質問主意書

第108回国会(常会)

答弁書


答弁書第一七号

内閣参質一〇八第一七号

  昭和六十二年五月二十二日

内閣総理大臣 中曽根 康弘   


       参議院議長 藤田 正明 殿

参議院議員田代富士男君提出高度科学技術の発達に伴い惹起する著作物保護・利用制度の確立に関する質問に対し、別紙答弁書を送付する。
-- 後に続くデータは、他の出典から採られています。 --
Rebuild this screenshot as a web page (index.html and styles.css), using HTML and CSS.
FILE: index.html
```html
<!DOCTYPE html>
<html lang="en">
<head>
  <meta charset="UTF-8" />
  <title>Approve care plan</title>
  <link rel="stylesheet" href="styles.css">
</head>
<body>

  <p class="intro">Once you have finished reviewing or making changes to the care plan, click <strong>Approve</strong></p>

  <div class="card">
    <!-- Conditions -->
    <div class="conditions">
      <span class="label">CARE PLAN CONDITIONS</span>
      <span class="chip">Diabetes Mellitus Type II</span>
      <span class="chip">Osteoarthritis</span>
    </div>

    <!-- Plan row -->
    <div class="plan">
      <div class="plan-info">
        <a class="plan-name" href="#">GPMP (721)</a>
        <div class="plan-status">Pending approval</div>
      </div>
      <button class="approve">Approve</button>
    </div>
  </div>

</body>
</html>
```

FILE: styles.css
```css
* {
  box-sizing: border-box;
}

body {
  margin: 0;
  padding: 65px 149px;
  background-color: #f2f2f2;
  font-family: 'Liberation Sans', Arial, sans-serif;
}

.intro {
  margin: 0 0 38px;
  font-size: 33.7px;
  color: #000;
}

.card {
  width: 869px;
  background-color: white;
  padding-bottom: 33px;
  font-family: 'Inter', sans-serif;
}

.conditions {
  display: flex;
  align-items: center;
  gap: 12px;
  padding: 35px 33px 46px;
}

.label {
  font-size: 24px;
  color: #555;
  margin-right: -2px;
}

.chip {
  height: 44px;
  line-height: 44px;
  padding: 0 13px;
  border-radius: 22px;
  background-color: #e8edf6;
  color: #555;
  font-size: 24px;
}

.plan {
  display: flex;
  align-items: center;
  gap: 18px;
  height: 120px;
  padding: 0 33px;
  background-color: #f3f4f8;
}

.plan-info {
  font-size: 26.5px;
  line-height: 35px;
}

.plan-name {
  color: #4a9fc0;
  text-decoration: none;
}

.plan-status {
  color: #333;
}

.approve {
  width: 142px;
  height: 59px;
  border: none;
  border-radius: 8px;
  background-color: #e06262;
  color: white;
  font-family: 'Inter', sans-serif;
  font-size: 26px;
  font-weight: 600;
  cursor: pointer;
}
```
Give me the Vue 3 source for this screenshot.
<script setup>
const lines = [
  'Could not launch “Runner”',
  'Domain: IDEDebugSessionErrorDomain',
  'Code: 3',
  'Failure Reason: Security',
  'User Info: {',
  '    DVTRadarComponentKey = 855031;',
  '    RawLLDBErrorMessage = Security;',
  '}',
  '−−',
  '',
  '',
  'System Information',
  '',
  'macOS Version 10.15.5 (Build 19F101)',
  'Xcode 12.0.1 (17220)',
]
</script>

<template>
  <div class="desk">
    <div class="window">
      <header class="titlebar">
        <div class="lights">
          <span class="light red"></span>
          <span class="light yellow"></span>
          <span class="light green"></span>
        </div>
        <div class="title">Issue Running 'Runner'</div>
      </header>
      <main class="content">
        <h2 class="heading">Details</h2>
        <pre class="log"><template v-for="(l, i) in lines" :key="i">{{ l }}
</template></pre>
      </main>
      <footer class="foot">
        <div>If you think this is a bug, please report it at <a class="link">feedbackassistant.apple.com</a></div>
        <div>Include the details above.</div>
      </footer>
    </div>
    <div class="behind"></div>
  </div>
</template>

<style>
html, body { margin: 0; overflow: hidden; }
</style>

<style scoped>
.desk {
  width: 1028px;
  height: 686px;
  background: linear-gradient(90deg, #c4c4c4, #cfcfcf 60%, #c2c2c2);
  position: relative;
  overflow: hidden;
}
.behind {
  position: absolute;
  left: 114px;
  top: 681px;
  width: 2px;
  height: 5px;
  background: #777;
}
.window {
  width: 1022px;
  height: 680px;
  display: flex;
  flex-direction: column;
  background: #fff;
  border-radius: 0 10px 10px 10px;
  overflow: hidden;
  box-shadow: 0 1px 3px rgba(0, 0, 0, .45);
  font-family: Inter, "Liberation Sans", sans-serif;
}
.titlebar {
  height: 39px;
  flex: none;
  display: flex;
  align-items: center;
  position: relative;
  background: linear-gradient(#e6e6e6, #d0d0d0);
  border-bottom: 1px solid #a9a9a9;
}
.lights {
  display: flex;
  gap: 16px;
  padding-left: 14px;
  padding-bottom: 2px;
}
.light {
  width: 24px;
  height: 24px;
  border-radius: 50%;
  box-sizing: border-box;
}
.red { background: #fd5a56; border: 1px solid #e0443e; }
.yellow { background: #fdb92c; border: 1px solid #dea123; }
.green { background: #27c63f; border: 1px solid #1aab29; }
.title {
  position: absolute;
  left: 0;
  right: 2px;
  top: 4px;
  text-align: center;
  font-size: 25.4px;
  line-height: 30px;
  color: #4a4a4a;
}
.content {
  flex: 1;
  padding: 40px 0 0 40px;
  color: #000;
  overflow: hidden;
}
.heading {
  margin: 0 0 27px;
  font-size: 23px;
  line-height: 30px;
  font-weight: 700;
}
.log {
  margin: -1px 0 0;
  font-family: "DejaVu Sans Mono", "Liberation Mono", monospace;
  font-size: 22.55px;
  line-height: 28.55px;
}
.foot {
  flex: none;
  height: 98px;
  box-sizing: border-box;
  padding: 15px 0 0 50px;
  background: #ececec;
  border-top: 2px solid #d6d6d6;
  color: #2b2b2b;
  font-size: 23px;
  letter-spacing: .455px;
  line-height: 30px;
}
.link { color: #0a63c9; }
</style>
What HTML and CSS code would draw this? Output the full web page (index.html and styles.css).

   参議院議員田代富士男君提出高度科学技術の発達に伴い惹起する著作物保護・利用制度の確立に関する質問に対する答弁書

一について

 著作権に関する紛争を解決する制度として、著作権法(昭和四十五年法律第四十八号)に著作権紛争解決あつせん委員の制度が設けられており、これ以外に新たに特別の制度を設けることについては、検討していない。

二及び三について

 「著作権問題に関する懇談会」において結論を出すに至らなかつたのは、問題解決のための具体的な方策について、同懇談会において関係当事者間の合意を形成するに至ることは、極めて困難であると認識せざるを得なかつたことによるものと承知している。
 なお、私的録音・録画問題については、昭和六十二年五月八日に開催された著作権審議会において、今後、この問題についてDAT発売問題にも留意しつつ検討することが決定されたところであり、同審議会における検討の目途については、現在のところ未確定である。

四について

 現在、義務教育段階においては、児童生徒の心身の発達段階を考慮し、著作権自体を教科の内容とはしていないが、基本的事項として、社会科等における国民としての権利・義務に関する指導の中で、他人の権利を尊重することが大切であることなどについて指導することとしている。
 なお、教育課程審議会に対しては、「幼稚園、小学校、中学校及び高等学校の教育課程の基準の改善について」として、既に包括的に諮問を行つているところである。

五について

 従来の著作権、特許権などではカバーしきれない問題については、例えば、新たな法律により対処する等これまでも適切な対応を図つてきており、今後とも、技術の発達と権利の保護との適正な調和に配慮しつつ所要の対処を行つていく所存である。
 また、知的所有権に関する国際ルール作りについては、WIPO(世界知的所有権機関)において、集積回路、バイオテクノロジー等新分野の権利を含めた知的所有権全般について国際的調和の観点から保護の在り方の検討が行われており、ウルグァイ・ラウンドにおいても、国際貿易に対するわい曲及び障害を削減するという観点から、「不正商品貿易を含む知的所有権の貿易関連側面」を交渉項目の一つとして採り上げ、昭和六十二年に入り交渉を開始しているところである。我が国としては、これらに対しても積極的に取り組んでまいりたい。